Abstract

ABSTRACTThe Amiens‐Renancourt 1 site recently yielded one of the most important Upper Palaeolithic human occupations of northern France by the number of flint artefacts and especially by the presence of Venus figurines. All the material comes from a single archaeological layer located in a tundra gley bracketed by loess units. A multi‐proxy study combining a detailed stratigraphy, luminescence and radiocarbon datings and high‐resolution (5 cm per sample) grain size and molluscan analyses was therefore carried out to reconstruct and date the associated environmental changes and to determine the exact context of the human occupation. The chronological frame thus established supports the correlations of the archaeology‐bearing tundra gley and of an underlying arctic brown soil with Greenland interstadials GI‐4 and GI‐3. Composition changes in the molluscan population enabled the identification of transitional and optimum phases and sub‐phases within these two pedogenetic horizons.

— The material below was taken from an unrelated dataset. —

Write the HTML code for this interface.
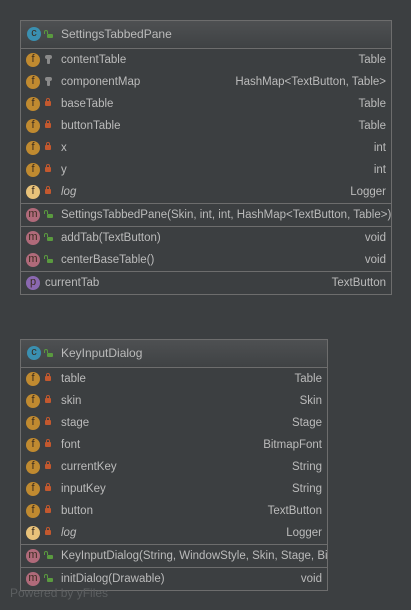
<!DOCTYPE html>
<html><head><style>
body{margin:0;width:411px;height:610px;background:#3c3f41;position:relative;overflow:hidden;font-family:"Liberation Sans",sans-serif;font-size:11.5px;color:#bbbbbb}
.box{position:absolute;border:1px solid #6d6d6d;overflow:hidden}
.hd{position:absolute;left:0;right:0;top:0;background:linear-gradient(#4e5052,#3f4244);border-bottom:1px solid #6d6d6d}
.r{position:absolute;left:0;right:0;height:22px;line-height:22px;white-space:nowrap}
.sep{position:absolute;left:0;right:0;height:1px;background:#6d6d6d}
.ic{position:absolute;left:5px;top:4px;width:14px;height:14px;border-radius:50%;color:#3a2c20;font-size:11px;line-height:13px;text-align:center}
.f{background:#c08a30}.m{background:#b06a7a}.c{background:#3a8fb0}.p{background:#8a68b0}.lg{background:#e8c27a}
.v{position:absolute;left:24px;top:8px;width:6px;height:5px;border-radius:1px}
.v.pr{background:#c3582e}.v.pr:before{content:"";position:absolute;left:1px;top:-3px;width:2px;height:2px;border:1px solid #c3582e;border-bottom:none;border-radius:2px 2px 0 0}
.v.pu{background:#5a9a3f;left:26px;top:10px;width:6px;height:4px}.v.pu:before{content:"";position:absolute;left:-3px;top:-4px;width:2px;height:3px;border:1px solid #5a9a3f;border-bottom:none;border-radius:2px 2px 0 0}
.v.pk{background:#8a8a8a;width:3px;height:6px;left:26px;top:9px}.v.pk:before{content:"";position:absolute;left:-2px;top:-3px;width:7px;height:4px;background:#8a8a8a;border-radius:2px}
.n{position:absolute;left:40px}
.t{position:absolute;right:5px}
i{font-style:italic}
</style></head><body>

<div class="box" style="left:20px;top:20px;width:370px;height:273px">
<div class="hd" style="height:27px"><div class="ic c" style="top:6px;left:6px">c</div><div class="v pu" style="top:13px"></div><span class="n" style="top:0;line-height:27px;font-size:12px">SettingsTabbedPane</span></div>
<div class="r" style="top:28px"><div class="ic f">f</div><div class="v pk"></div><span class="n">contentTable</span><span class="t">Table</span></div>
<div class="r" style="top:50px"><div class="ic f">f</div><div class="v pk"></div><span class="n">componentMap</span><span class="t">HashMap&lt;TextButton, Table&gt;</span></div>
<div class="r" style="top:72px"><div class="ic f">f</div><div class="v pr"></div><span class="n">baseTable</span><span class="t">Table</span></div>
<div class="r" style="top:94px"><div class="ic f">f</div><div class="v pr"></div><span class="n">buttonTable</span><span class="t">Table</span></div>
<div class="r" style="top:116px"><div class="ic f">f</div><div class="v pr"></div><span class="n">x</span><span class="t">int</span></div>
<div class="r" style="top:138px"><div class="ic f">f</div><div class="v pr"></div><span class="n">y</span><span class="t">int</span></div>
<div class="r" style="top:160px"><div class="ic lg">f</div><div class="v pr"></div><span class="n"><i>log</i></span><span class="t">Logger</span></div>
<div class="sep" style="top:182px"></div>
<div class="r" style="top:183px"><div class="ic m">m</div><div class="v pu"></div><span class="n">SettingsTabbedPane(Skin, int, int, HashMap&lt;TextButton, Table&gt;)</span></div>
<div class="sep" style="top:205px"></div>
<div class="r" style="top:206px"><div class="ic m">m</div><div class="v pu"></div><span class="n">addTab(TextButton)</span><span class="t">void</span></div>
<div class="r" style="top:228px"><div class="ic m">m</div><div class="v pu"></div><span class="n">centerBaseTable()</span><span class="t">void</span></div>
<div class="sep" style="top:250px"></div>
<div class="r" style="top:251px"><div class="ic p">p</div><span class="n" style="left:24px">currentTab</span><span class="t">TextButton</span></div>
</div>

<div class="box" style="left:20px;top:339px;width:306px;height:250px">
<div class="hd" style="height:27px"><div class="ic c" style="top:6px;left:6px">c</div><div class="v pu" style="top:13px"></div><span class="n" style="top:0;line-height:27px;font-size:12px">KeyInputDialog</span></div>
<div class="r" style="top:28px"><div class="ic f">f</div><div class="v pr"></div><span class="n">table</span><span class="t">Table</span></div>
<div class="r" style="top:50px"><div class="ic f">f</div><div class="v pr"></div><span class="n">skin</span><span class="t">Skin</span></div>
<div class="r" style="top:72px"><div class="ic f">f</div><div class="v pr"></div><span class="n">stage</span><span class="t">Stage</span></div>
<div class="r" style="top:94px"><div class="ic f">f</div><div class="v pr"></div><span class="n">font</span><span class="t">BitmapFont</span></div>
<div class="r" style="top:116px"><div class="ic f">f</div><div class="v pr"></div><span class="n">currentKey</span><span class="t">String</span></div>
<div class="r" style="top:138px"><div class="ic f">f</div><div class="v pr"></div><span class="n">inputKey</span><span class="t">String</span></div>
<div class="r" style="top:160px"><div class="ic f">f</div><div class="v pr"></div><span class="n">button</span><span class="t">TextButton</span></div>
<div class="r" style="top:182px"><div class="ic lg">f</div><div class="v pr"></div><span class="n"><i>log</i></span><span class="t">Logger</span></div>
<div class="sep" style="top:204px"></div>
<div class="r" style="top:205px"><div class="ic m">m</div><div class="v pu"></div><span class="n">KeyInputDialog(String, WindowStyle, Skin, Stage, BitmapFont)</span></div>
<div class="sep" style="top:227px"></div>
<div class="r" style="top:228px"><div class="ic m">m</div><div class="v pu"></div><span class="n">initDialog(Drawable)</span><span class="t">void</span></div>
</div>

<div style="position:absolute;left:10px;top:586px;color:#5c5f61;font-size:12px">Powered by yFiles</div>
</body></html>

A conceptual correlation model linking molluscan phases with millennial‐scale variations of Greenland ice‐core and Sieben Hengste speleothem climate records is proposed. The Human occupation appears contemporaneous to the end of the stadial–interstadial transition of GI‐3. Synchronous in Amiens‐Renancourt 1 and Nussloch, subsequent micro‐gleys may also result from a regional/global forcing. Such a level of detail is unprecedented in a loess sequence.